Pull out every line below that holds the word "React".
---- Dataset excerpt
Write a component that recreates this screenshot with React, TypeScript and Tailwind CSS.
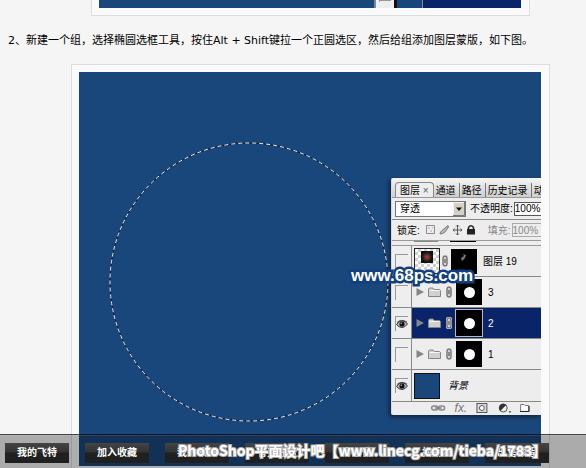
import React from "react";

const navItems = ["我的飞特", "加入收藏", "我的收藏", "有奖任务", "写心情", "找朋友", "出售教程"];
const tabs = ["通道", "路径", "历史记录", "动作"];

function EyeIcon() {
  return (
    <svg viewBox="0 0 12 10" className="h-[10px] w-3" aria-hidden="true">
      <path d="M0.5 5.5Q3 1.5 6 1.8Q9.5 1.8 11.5 5Q9 8.5 6 8.5Q3 8.5 0.5 5.5Z" fill="#bbb" stroke="#333" />
      <circle cx="6" cy="5" r="2.6" fill="#111" />
      <circle cx="5.2" cy="4.2" r="0.7" fill="#ddd" />
      <path d="M1 3.5Q5 -0.5 11 3" fill="none" stroke="#444" strokeWidth="0.9" />
    </svg>
  );
}

function LinkIcon() {
  return (
    <svg viewBox="0 0 6 12" className="h-3 w-[6px] shrink-0" aria-hidden="true">
      <rect width="6" height="12" rx="2" fill="#d2d2d2" />
      <rect x="1" y="1" width="4" height="10" rx="2" fill="none" stroke="#555" />
      <path d="M3 4V8" stroke="#444" />
    </svg>
  );
}

function FolderIcon() {
  return (
    <svg viewBox="0 0 13 11" className="h-[11px] w-[13px] shrink-0" aria-hidden="true">
      <path d="M0.5 9.5V2L1.5 1H5L6.5 2.5H11.5L12.5 3.5V9.5Z" fill="#d0d0d0" stroke="#858585" />
      <path d="M1.5 3.5H11.5" stroke="#f4f4f4" />
    </svg>
  );
}

function Triangle() {
  return (
    <svg viewBox="0 0 8 8" className="h-2 w-2 shrink-0" aria-hidden="true">
      <path d="M0.5 0L8 4L0.5 8Z" fill="#868686" />
    </svg>
  );
}

function Visibility({ on, name }: { on?: boolean; name: string }) {
  return (
    <div className="flex w-5 shrink-0 items-center justify-center self-stretch border-r border-[#888] bg-[#eee]">
      <button
        type="button"
        aria-label={"可见性 " + name}
        className="flex h-[15px] w-[13px] items-center justify-center border-t border-l border-[#999]"
      >
        {on && <EyeIcon />}
      </button>
    </div>
  );
}

function GroupRow({ name, on, selected }: { name: string; on?: boolean; selected?: boolean }) {
  return (
    <li className={"flex h-[31px] items-center border-b border-[#888] " + (selected ? "bg-[#0a246a] text-white" : "")}>
      <Visibility on={on} name={name} />
      <div className="flex items-center pl-1">
        <Triangle />
        <span className="w-1" />
        <FolderIcon />
        <span className="w-[5px]" />
        <LinkIcon />
        <span
          className={
            "ml-1 flex size-[26px] items-center justify-center bg-black " + (selected ? "outline outline-[#b9b9b9]" : "")
          }
        >
          <span className="size-[11px] rounded-full bg-white" />
        </span>
        <span className="pl-[6px]">{name}</span>
      </div>
    </li>
  );
}

function LayersPanel() {
  return (
    <section className="relative w-[150px] overflow-hidden rounded-l-xs border-l border-[#d8d8d8] bg-[#ededed] text-[10px] leading-[13px] text-black shadow-[-2px_2px_4px_rgba(0,0,0,0.5)]">
      <div className="flex h-5 items-end overflow-hidden border-b border-[#999] bg-linear-to-b from-[#f5f5f5] to-[#cecece] whitespace-nowrap">
        <button type="button" className="ml-[3px] h-[15px] shrink-0 rounded-t-sm border border-b-0 border-[#888] bg-[#ededed] px-1">
          图层 <span className="text-[#555]">×</span>
        </button>
        {tabs.map((tab) => (
          <button key={tab} type="button" className="h-[14px] shrink-0 border-r border-[#777] pr-[3px] pl-[2px]">
            {tab}
          </button>
        ))}
      </div>
      <div className="flex h-[22px] items-center border-b border-[#888] pl-[3px] whitespace-nowrap">
        <div className="relative">
          <select aria-label="混合模式" className="block h-4 w-[71px] appearance-none border border-[#777] bg-white pl-1 leading-[13px]">
            <option>穿透</option>
          </select>
          <svg viewBox="0 0 12 14" className="pointer-events-none absolute top-px right-px h-[14px] w-3" aria-hidden="true">
            <path d="M0 0H12V14H0Z" fill="#d4d0c8" />
            <path d="M0.5 14V0.5H12" fill="none" stroke="#f4f4f4" />
            <path d="M0 13.5H11.5V0" fill="none" stroke="#777" />
            <path d="M3 5.5H9L6 9Z" fill="#111" />
          </svg>
        </div>
        <label htmlFor="opacity" className="pl-1">不透明度:</label>
        <input id="opacity" defaultValue="100%" className="ml-px h-[14px] w-9 shrink-0 border border-[#555] bg-white" />
      </div>
      <div className="flex h-[21px] items-center border-b border-[#999] pl-[5px] whitespace-nowrap">
        <span>锁定:</span>
        <svg viewBox="0 0 54 12" className="ml-1 h-3 w-[54px] shrink-0" fill="none" aria-hidden="true">
          <path d="M2.5 1.5H10.5V9.5H2.5Z" stroke="#8c8c8c" />
          <path d="M4 3h2v2H4zM8 3h1v2H8zM6 6h2v2H6z" fill="#ccc" />
          <path d="M16 10Q16 8 18 6.5L24 1.5L24.5 3L21 8Q19 10 16 10Z" fill="#bbb" stroke="#777" />
          <path d="M33.5 1V11M29 6H38M32 2.5L33.5 1L35 2.5M32 9.5L33.5 11L35 9.5M30.5 4.5L29 6L30.5 7.5M36.5 4.5L38 6L36.5 7.5" stroke="#555" />
          <path d="M44.5 6V3.5Q47 0 49.5 3.5V6" stroke="#222" strokeWidth="1.5" />
          <path d="M43 5H51V10.5H43Z" fill="#222" />
        </svg>
        <label htmlFor="fill" className="pl-[10px] text-[#888]">填充:</label>
        <input id="fill" defaultValue="100%" className="ml-px h-[14px] w-9 shrink-0 border border-[#aaa] text-[#888]" />
      </div>
      <div className="flex h-[5px] items-start border-b border-[#999]">
        <span className="ml-[22px] h-px w-6 bg-[#888]" />
        <span className="ml-3 h-px w-[26px] bg-black" />
      </div>
      <ul>
        <li className="flex h-[31px] items-center border-b border-[#888]">
          <Visibility name="图层 19" />
          <div className="flex items-center pl-[2px]">
            <span className="flex size-[26px] justify-center border border-[#222] bg-[repeating-conic-gradient(#d0d0d0_0_25%,#fff_0_50%)] bg-size-[6px_6px] pt-[2px]">
              <span className="size-3 bg-[radial-gradient(circle,#8f3d38_0_1px,#111_5px)]" />
            </span>
            <span className="w-[2px]" />
            <LinkIcon />
            <span className="ml-[3px] h-[25px] w-[26px] bg-black">
              <svg viewBox="0 0 26 25" aria-hidden="true">
                <path d="M10 9L13 7L12 5L15 6L14 9L11 12Z" fill="#777" />
              </svg>
            </span>
            <span className="pl-[6px]">图层 19</span>
          </div>
        </li>
        <GroupRow name="3" />
        <GroupRow name="2" on selected />
        <GroupRow name="1" />
        <li className="flex h-8 items-center border-b border-[#888]">
          <Visibility on name="背景" />
          <span className="ml-[2px] size-[26px] border border-[#111] bg-[#1a477b]" />
          <span className="pl-2 italic">背景</span>
        </li>
      </ul>
      <svg viewBox="0 0 150 13" className="block h-[13px] w-full" fill="none" aria-hidden="true">
        <g stroke="#888" strokeWidth="1.5">
          <rect x="40" y="4" width="6" height="4" rx="2" />
          <rect x="47" y="4" width="6" height="4" rx="2" />
          <path d="M43 6H50" />
        </g>
        <text x="63" y="10" fontSize="12" fontStyle="italic" fontFamily="Liberation Sans, sans-serif" fill="#777">fx.</text>
        <rect x="85.5" y="1.5" width="10" height="9" fill="#ddd" stroke="#555" />
        <circle cx="90.5" cy="6" r="2.5" fill="#fff" stroke="#555" />
        <circle cx="112" cy="6" r="4" fill="#eee" stroke="#555" />
        <path d="M109 9A4 4 0 0 1 115 3Z" fill="#333" />
        <path d="M118 9h1.5v1.5H118z" fill="#333" />
        <path d="M129.5 9.5V2.5H133L134 3.5H137.5V9.5Z" fill="#fff" stroke="#777" />
        <path d="M129 9.5H138V4" stroke="#222" />
      </svg>
    </section>
  );
}

export default function App() {
  return (
    <div className="relative h-screen overflow-hidden bg-[#f5f5f5] font-['Liberation_Sans','Noto_Sans_CJK_SC',sans-serif]">
      <article>
        <div className="flex justify-center pl-[35px]">
          <figure className="w-[439px] shrink-0 border border-t-0 border-[#ddd] bg-[#fafafa] pr-2 pb-[7px] pl-[7px]">
            <div className="flex h-2 justify-end bg-[#1a477b]">
              <span className="flex w-5 justify-center border-l-2 border-[#7b8896] bg-[#eee]">
                <span className="h-[2px] w-3 border-t border-l border-[#999]" />
              </span>
              <span className="w-[29px] border-r border-l-3 border-r-[#888] border-l-[#111] bg-[#1a477b]" />
              <span className="w-[98px] bg-[#0a246a]" />
            </div>
          </figure>
        </div>
        <p className="px-2 pt-4 pb-[14px] font-['DejaVu_Sans','Noto_Sans_CJK_SC',sans-serif] text-[11px] leading-[18px] whitespace-nowrap text-black">
          2、新建一个组，选择椭圆选框工具，按住Alt + Shift键拉一个正圆选区，然后给组添加图层蒙版，如下图。
        </p>
        <div className="flex justify-center pl-[35px]">
          <figure className="w-[479px] shrink-0 border border-[#ddd] bg-[#fafafa] py-[7px] pr-2 pl-[7px]">
            <div className="relative flex h-[394px] justify-end overflow-hidden bg-[#1a477b] pt-[106px]">
              <svg viewBox="0 0 462 394" className="absolute top-0 left-0 h-[394px] w-[462px]" fill="none" aria-hidden="true">
                <circle cx="170" cy="210" r="139" stroke="#081b38" />
                <circle cx="170" cy="210" r="139" stroke="#f4f4f4" strokeDasharray="4 3" />
              </svg>
              <div>
                <LayersPanel />
              </div>
              <span className="absolute top-[192px] left-[272px] text-[17px] leading-6 font-bold text-white [-webkit-text-stroke:5px_#123f7d] [paint-order:stroke_fill]">
                www.68ps.com
              </span>
            </div>
          </figure>
        </div>
      </article>
      <nav className="absolute inset-x-0 bottom-0 h-[34px] border-t border-black/60 bg-black/30">
        <ul className="flex gap-4 border-t border-white/10 px-[5px] pt-[7px]">
          {navItems.map((item) => (
            <li key={item} className="shrink-0">
              <a
                href="#"
                className="flex h-5 w-16 items-center justify-center bg-linear-to-b from-[#444] from-0% via-[#333] via-45% to-[#202020] to-50% text-[10px] leading-5 font-bold text-white"
              >
                {item}
              </a>
            </li>
          ))}
        </ul>
      </nav>
      <p className="absolute bottom-2 left-[178px] font-['Noto_Sans_CJK_SC',sans-serif] text-[14px] leading-5 font-bold whitespace-nowrap text-white [-webkit-text-stroke:2px_#aaa] [paint-order:stroke_fill]">
        PhotoShop平面设计吧【www.linecg.com/tieba/1783】
      </p>
    </div>
  );
}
--------
• _Completed exercise_:
Write a component that recreates this screenshot with React, TypeScript and Tailwind CSS.
import React from "react";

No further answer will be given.